From Heikki Linnakangas
Subject Re: BUG #8686: Standby could not restart.
Date
Msg-id 52B46D0D.2070505@vmware.com
Whole thread Raw
In response to BUG #8686: Standby could not restart.  (katsumata.tomonari@po.ntts.co.jp)
Responses Re: BUG #8686: Standby could not restart.  (Tomonari Katsumata <t.katsumata1122@gmail.com>)
List pgsql-bugs
On 12/19/2013 04:57 AM, katsumata.tomonari@po.ntts.co.jp wrote:
> At first, I doubted the recovery state reached "consistent" before redo
> starts.
> And then I checked pg_control and related WAL.
> The WAL sequence is like below.
>
>
> WAL--(a)--(b)--(c)--(d)--(e)-->
> ================================================
> (a) Latest checkpoint's REDO location
> 1/783B230
>
>
> (b) hot_update
> 1/7842010
>
>
> (c) truncate
> 1/8E7E5C8
>
>
> (d) Latest checkpoint location
> 1/8E7F0B0
>
>
> (e) Minimum recovery ending location
> 1/8E7F110
> ================================================
>
>
>>From these things, I found it has happened with this scenario.
> ----------
> (1) standby starting
> (2) seeking checkpoint location 1/8E7F0B0 because backup_label is not
> absecnt
> (3) reachedConsistency is set to true at 1/8E7F110 in
> CheckRecoveryConsistent
> (4) redo start from 1/783B230
> (5) PANIC at 1/7842010 because reachedConsistency has set already and
> operating against a block which will be truncated at (c).
> ----------
>
> At step(2), EndRecPtr is set to 1/8E7F110(next to 1/8E7F0B0),
> so reachedConsistency is set to true at step(3).

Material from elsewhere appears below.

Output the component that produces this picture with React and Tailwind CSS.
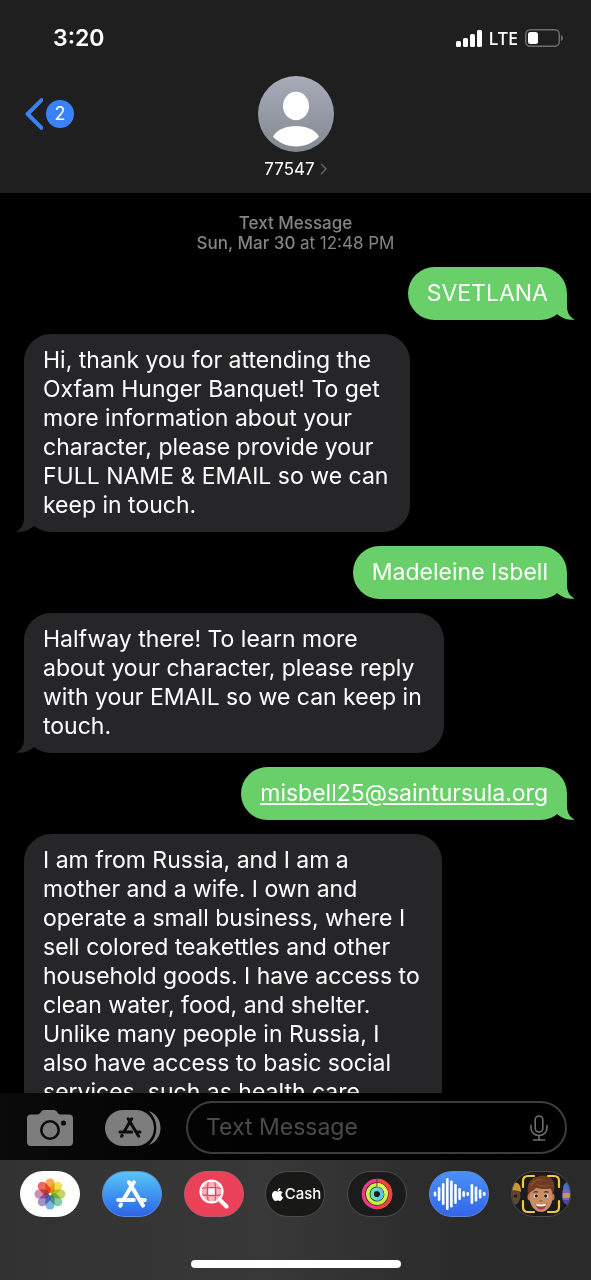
import { useState } from 'react';
import { FaApple } from 'react-icons/fa';

const MESSAGES = [
  { id: 1, mine: true, text: 'SVETLANA' },
  {
    id: 2,
    text: 'Hi, thank you for attending the\nOxfam Hunger Banquet! To get\nmore information about your\ncharacter, please provide your\nFULL NAME & EMAIL so we can\nkeep in touch.',
  },
  { id: 3, mine: true, text: 'Madeleine Isbell' },
  {
    id: 4,
    text: 'Halfway there! To learn more\nabout your character, please reply\nwith your EMAIL so we can keep in\ntouch.',
  },
  { id: 5, mine: true, text: 'misbell25@saintursula.org', email: true },
  {
    id: 6,
    text: 'I am from Russia, and I am a\nmother and a wife. I own and\noperate a small business, where I\nsell colored teakettles and other\nhousehold goods. I have access to\nclean water, food, and shelter.\nUnlike many people in Russia, I\nalso have access to basic social\nservices, such as health care',
  },
];

const PETALS = ['#f7a13a', '#efe03c', '#b9d455', '#7fc79b', '#6aaee0', '#9a86c6', '#cf7fa8', '#ea5a4c'];

const WAVE = [5, 14, 22, 32, 27, 20, 12, 6, 4, 20, 15, 9, 4];

function StatusBar() {
  return (
    <div className="flex h-[76px] items-center justify-between pl-[53px] pr-7">
      <span className="text-[23px] font-semibold leading-7">3:20</span>
      <div className="flex items-center gap-[7px]">
        <svg className="h-[17px] w-[26px]" viewBox="0 0 26 17" fill="#fff">
          <rect x="0" y="11" width="5" height="6" rx="1.5" />
          <rect x="7" y="8" width="5" height="9" rx="1.5" />
          <rect x="14" y="4" width="5" height="13" rx="1.5" />
          <rect x="21" y="0" width="5" height="17" rx="1.5" />
        </svg>
        <span className="font-['Noto_Sans',sans-serif] text-[18px] font-medium leading-6">LTE</span>
        <svg className="h-[18px] w-[38px]" viewBox="0 0 38 18">
          <rect x="0.75" y="0.75" width="33.5" height="16.5" rx="4.5" fill="none" stroke="#6e6e6e" strokeWidth="1.5" />
          <rect x="3" y="3" width="10" height="12" rx="2.5" fill="#fff" />
          <path d="M36 6c2.6 1 2.6 5 0 6z" fill="#6e6e6e" />
        </svg>
      </div>
    </div>
  );
}

function ChatHeader() {
  return (
    <header className="shrink-0 bg-[#1f1f1f] text-white">
      <StatusBar />
      <div className="grid grid-cols-3 items-start pb-[14px]">
        <button type="button" aria-label="Back, 2 unread" className="flex h-[76px] items-center gap-[3px] pl-[25px]">
          <svg className="h-8 w-[18px]" viewBox="0 0 18 32" fill="none" stroke="#3a82f7" strokeWidth="4" strokeLinecap="round" strokeLinejoin="round">
            <path d="M16.5 2.2 2.6 16l13.9 13.8" />
          </svg>
          <span className="flex size-7 items-center justify-center rounded-full bg-[#3a82f7] text-[18px] leading-6">2</span>
        </button>
        <button type="button" className="flex flex-col items-center gap-[7px]">
          <svg className="size-[76px]" viewBox="0 0 76 76">
            <defs>
              <linearGradient id="avatar" x1="0" y1="0" x2="0" y2="1">
                <stop offset="0" stopColor="#a8acb9" />
                <stop offset="1" stopColor="#848892" />
              </linearGradient>
            </defs>
            <circle cx="38" cy="38" r="38" fill="url(#avatar)" />
            <ellipse cx="38" cy="30" rx="13" ry="14.2" fill="#fff" />
            <path d="M15 60.500C19 53.500 28 50 38 50s19 3.500 23 10.500C56 66.500 47 70.500 38 70.500S20 66.500 15 60.500z" fill="#fff" />
          </svg>
          <span className="flex items-center gap-[5px] text-[17px] leading-5">
            77547
            <svg className="h-3 w-[7px]" viewBox="0 0 7 12" fill="none" stroke="#636366" strokeWidth="1.5">
              <path d="M1 .7 6 6l-5 5.300" />
            </svg>
          </span>
        </button>
      </div>
    </header>
  );
}

function Bubble({ message }) {
  const { mine, text, email } = message;
  return (
    <li
      className={
        mine
          ? 'relative w-fit self-end rounded-[27px] bg-[#69cf69] px-[19px] py-3'
          : 'relative w-fit self-start rounded-[27px] bg-[#262628] py-3 pl-[19px] pr-[22px]'
      }
    >
      <svg
        className={mine ? 'absolute -right-2 bottom-0 h-[27px] w-6' : 'absolute -left-2 bottom-0 h-[27px] w-6 -scale-x-100'}
        viewBox="0 0 24 27"
        fill={mine ? '#69cf69' : '#262628'}
      >
        <path d="M16 0v13c0 7 3 11.500 8 13.500-6 1-12-.5-17.500-5L0 10V0z" />
      </svg>
      <p className="relative whitespace-pre-line">
        {email ? (
          <a href={`mailto:${text}`} className="underline decoration-2 underline-offset-2">
            {text}
          </a>
        ) : (
          text
        )}
      </p>
    </li>
  );
}

function StoreGlyph({ className }) {
  return (
    <svg className={className} viewBox="0 0 31 28" fill="none" stroke="currentColor" strokeWidth="4" strokeLinecap="round">
      <path d="M17.800 2.300 8.500 18M13 2.300l14 23.300M2.200 20h15.600M24.500 20h4.300M5 24.500l-.7 1.200" />
    </svg>
  );
}

function Composer() {
  const [draft, setDraft] = useState('');

  return (
    <div className="flex shrink-0 items-center bg-linear-to-r from-[#0b0b0b] to-black pb-[6px] pl-[27px] pr-6 pt-2">
      <button type="button" aria-label="Camera" className="shrink-0">
        <svg className="h-9 w-[46px]" viewBox="0 0 46 36">
          <path
            d="M4 4.500h6c1.500 0 2.500-.6 3.500-2S15.500 0 17 0h10c1.500 0 2.500 1 3.500 2.500s2 2 3.500 2h8a4 4 0 0 1 4 4V32a4 4 0 0 1-4 4H4a4 4 0 0 1-4-4V8.500a4 4 0 0 1 4-4z"
            fill="#7d7d7d"
          />
          <circle cx="23" cy="20" r="8.700" fill="none" stroke="#0b0b0b" strokeWidth="2.600" />
          <circle cx="36.500" cy="13" r="2.600" fill="#0b0b0b" />
        </svg>
      </button>
      <button type="button" aria-label="Apps" className="relative ml-8 flex shrink-0 items-center">
        <svg className="h-9 w-14" viewBox="0 0 56 36" fill="#7d7d7d">
          <rect width="49" height="36" rx="18" />
          <path d="M43.500 1C51 3.500 55.500 10 55.500 18S51 32.500 43.500 35C49 30.500 51.300 24.500 51.300 18S49 5.500 43.500 1z" />
        </svg>
        <StoreGlyph className="absolute left-[13px] top-[7px] h-[21px] w-6 text-[#0b0b0b]" />
      </button>
      <div className="ml-[25px] flex h-[53px] min-w-0 flex-1 items-center rounded-full border-2 border-[#3d3d3e] pl-[18px] pr-[17px]">
        <input
          type="text"
          aria-label="Text Message"
          placeholder="Text Message"
          value={draft}
          onChange={(e) => setDraft(e.target.value)}
          className="min-w-0 flex-1 bg-transparent text-white outline-none placeholder:text-[#4b4b4c]"
        />
        <button type="button" aria-label="Dictate" className="shrink-0">
          <svg className="h-[26px] w-[18px]" viewBox="0 0 18 26" fill="none" stroke="#6f6f70" strokeWidth="1.600" strokeLinecap="round">
            <rect x="5.200" y="1" width="7.600" height="16" rx="3.800" />
            <path d="M1 10.500v2.500c0 4.500 3.500 7.500 8 7.500s8-3 8-7.500v-2.500M9 20.500V25M3.500 25h11" />
          </svg>
        </button>
      </div>
    </div>
  );
}

function PhotosIcon() {
  return (
    <svg className="size-8" viewBox="-16 -16 32 32">
      {PETALS.map((color, i) => (
        <rect key={color} x="-4.600" y="-15.500" width="9.200" height="14.500" rx="4.600" fill={color} opacity="0.9" className="mix-blend-multiply" transform={`rotate(${i * 45})`} />
      ))}
    </svg>
  );
}

function ImagesIcon() {
  return (
    <svg className="size-[30px]" viewBox="0 0 30 30" fill="none" stroke="#fff">
      <circle cx="12.500" cy="12.500" r="11" fill="#f9b3bd" stroke="none" />
      <path d="M9.500 9.500h6v6h-6z" fill="#fff" stroke="none" />
      <path d="M2 9.500q10.500-2 21 0M2 15.700q10.500 2 21 0M9.300 2q-2 10.500 0 21M15.700 2q2 10.500 0 21" stroke="#ea4159" strokeWidth="1.200" />
      <circle cx="12.500" cy="12.500" r="11" strokeWidth="2.200" />
      <path d="m21 21 6.500 6.500" strokeWidth="4" strokeLinecap="round" />
    </svg>
  );
}

function RingsIcon() {
  return (
    <svg className="size-8" viewBox="-16 -16 32 32" fill="none" strokeWidth="3.600">
      <circle r="13.500" stroke="#e83a86" />
      <path d="M0-13.500a13.500 13.500 0 0 1 0 27" stroke="#f4433f" />
      <circle r="9.200" stroke="#c4f648" />
      <path d="M0-9.200a9.200 9.200 0 0 1 9.200 9.200" stroke="#e2fb52" />
      <circle r="4.900" stroke="#62e5bd" />
      <path d="M0-4.900a4.900 4.900 0 0 1 0 9.800" stroke="#5bc8ee" />
      <path d="M0-15.300v3.600M0-11v3.600" stroke="#7c2545" strokeWidth="1" />
    </svg>
  );
}

function WaveIcon() {
  return (
    <svg className="h-[34px] w-[53px]" viewBox="0 0 53 34" stroke="#fff" strokeWidth="2.600" strokeLinecap="round">
      {WAVE.map((h, i) => (
        <path key={i} d={`M${2 + i * 4.1} ${17 - h / 2 + 1.3}v${h - 2.6}`} />
      ))}
    </svg>
  );
}

function MemojiIcon() {
  return (
    <svg className="h-[44px] w-[60px] shrink-0" viewBox="0 0 60 44">
      {/* neighbouring faces, cut off by the edges */}
      <ellipse cx="3" cy="24" rx="6.500" ry="9" fill="#5d4637" />
      <path d="M-2 19c0-5 3-9 7-8.500 4 1 5 5 5 9.500-4-2-8-2-12-1z" fill="#c9992c" />
      <ellipse cx="4.500" cy="24" rx="1.800" ry="1.500" fill="#221a17" />
      <ellipse cx="57" cy="23" rx="6" ry="10" fill="#7665bd" />
      <path d="M52 15c1-4 4-6 9-5v8c-3-1-6-1-9-1z" fill="#3973b8" />
      <path d="M52 21h9v5h-9z" fill="#c09a55" />
      <path d="M52 28h8v4h-6z" fill="#563f98" />
      {/* middle face */}
      <ellipse cx="18.500" cy="25" rx="2" ry="3.500" fill="#b97854" />
      <ellipse cx="41.500" cy="25" rx="2" ry="3.500" fill="#b97854" />
      <path d="M18.500 17c0-6 5-9 11.500-9s11.500 3 11.500 9v8c0 8-5 15-11.500 15s-11.500-7-11.500-15z" fill="#c98c63" />
      <path d="M17 22.500C15.500 12 19 6 26 5c8-4 17.500 1 17.500 9 0 3-.5 6-2 8.500-.5-3-1-4.500-2-6-6 1-12 .5-14.500-1-1 3-5 3-8 7z" fill="#6f3c22" />
      <path d="M20 14c2-5 6-7 11-6M26 12.500c4 2 8 2 13 1" stroke="#8d5431" strokeWidth="1.200" fill="none" />
      <path d="M22.500 20.500c1.500-1 3-1 4.500-.3M33 20.200c1.500-.7 3-.7 4.500.3" stroke="#5c321d" strokeWidth="1.200" fill="none" />
      <ellipse cx="25" cy="24" rx="2.400" ry="1.900" fill="#fff" />
      <ellipse cx="35" cy="24" rx="2.400" ry="1.900" fill="#fff" />
      <circle cx="25.300" cy="24" r="1.700" fill="#25211c" />
      <circle cx="34.700" cy="24" r="1.700" fill="#25211c" />
      <path d="M28.500 28.500c1 .8 2 .8 3 0" stroke="#a05f3f" strokeWidth="1.200" fill="none" />
      <path d="M24.500 31.500c3 1 8 1 11 0-.5 4-3 6-5.500 6s-5-2-5.500-6z" fill="#a5413c" />
      <path d="M25 31.700c3 .9 7 .9 10 0l-.8 2.300c-3 .6-5.500.6-8.400 0z" fill="#fff" />
      <path d="M12 15V9q0-5 5-5h6M37 4h6q5 0 5 5v6M48 29v6q0 5-5 5h-6M23 40h-6q-5 0-5-5v-6" fill="none" stroke="#f2c83e" strokeWidth="2.200" strokeLinecap="round" />
    </svg>
  );
}

function CashIcon() {
  return (
    <span className="flex items-center text-[15px] font-medium leading-5">
      <FaApple className="size-[15px]" />
      Cash
    </span>
  );
}

const APPS = [
  { name: 'Photos', style: 'bg-white', icon: <PhotosIcon /> },
  { name: 'App Store', style: 'border border-[#5f8fd0] bg-linear-to-b from-[#5ac4f7] to-[#2f62e8]', icon: <StoreGlyph className="h-7 w-[31px]" /> },
  { name: '#images', style: 'border border-[#b3606e] bg-[#ec4259]', icon: <ImagesIcon /> },
  { name: 'Apple Cash', style: 'border border-[#4d4d4d] bg-[#181816]', icon: <CashIcon /> },
  { name: 'Fitness', style: 'border border-[#4d4d4d] bg-[#1b1b1b]', icon: <RingsIcon /> },
  { name: 'Audio', style: 'border border-[#6289cf] bg-linear-to-b from-[#4a90f6] to-[#3465ea]', icon: <WaveIcon /> },
  { name: 'Memoji', style: 'border border-[#4d4d4d] bg-[#1b1b1b]', icon: <MemojiIcon /> },
];

function AppStrip() {
  return (
    <nav className="flex shrink-0 flex-col items-center gap-[43px] bg-linear-to-r from-[#323232] via-[#383838] via-45% to-[#2a2a2a] to-80% px-5 pb-3 pt-[11px] text-white">
      <div className="flex w-full justify-between">
        {APPS.map((app) => (
          <button
            key={app.name}
            type="button"
            aria-label={app.name}
            className={`flex h-[46px] w-[60px] items-center justify-center overflow-hidden rounded-full ${app.style}`}
          >
            {app.icon}
          </button>
        ))}
      </div>
      <div className="h-2 w-[210px] rounded-full bg-white" />
    </nav>
  );
}

export default function App() {
  return (
    <div className="flex h-screen flex-col bg-black font-['Inter',sans-serif] text-[23px] leading-[29px]">
      <ChatHeader />
      <main className="min-h-0 flex-1 overflow-y-auto px-6 pt-5 text-white [scrollbar-width:none]">
        <p className="pb-[14px] text-center text-[17px] font-medium leading-5 text-[#858588]">
          Text Message
          <br />
          Sun, Mar 30 <span className="font-normal">at 12:48 PM</span>
        </p>
        <ul className="flex flex-col gap-[14px]">
          {MESSAGES.map((m) => (
            <Bubble key={m.id} message={m} />
          ))}
        </ul>
      </main>
      <Composer />
      <AppStrip />
    </div>
  );
}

Yep. Thanks for a good explanation.

> I think it's not need to increase EndRecPtr while seeking checkpoint
> location.
> I tried to revise it and this worked fine.

Hmm. There's this comment in StartupXLOG, after reading the checkpoint
record, but before reading the first record at REDO point:


>         /*
>          * Initialize shared replayEndRecPtr, lastReplayedEndRecPtr, and
>          * recoveryLastXTime.
>          *
>          * This is slightly confusing if we're starting from an online
>          * checkpoint; we've just read and replayed the checkpoint record, but
>          * we're going to start replay from its redo pointer, which precedes
>          * the location of the checkpoint record itself. So even though the
>          * last record we've replayed is indeed ReadRecPtr, we haven't
>          * replayed all the preceding records yet. That's OK for the current
>          * use of these variables.
>          */
>         SpinLockAcquire(&xlogctl->info_lck);
>         xlogctl->replayEndRecPtr = ReadRecPtr;
>         xlogctl->lastReplayedEndRecPtr = EndRecPtr;
>         xlogctl->recoveryLastXTime = 0;
>         xlogctl->currentChunkStartTime = 0;
>         xlogctl->recoveryPause = false;
>         SpinLockRelease(&xlogctl->info_lck);

I think we need to fix that confusion. Your patch will do it by not
setting EndRecPtr yet; that fixes the bug, but leaves those variables in
a slightly strange state; I'm not sure what EndRecPtr points to in that
case (0 ?), but ReadRecPtr would be set I guess.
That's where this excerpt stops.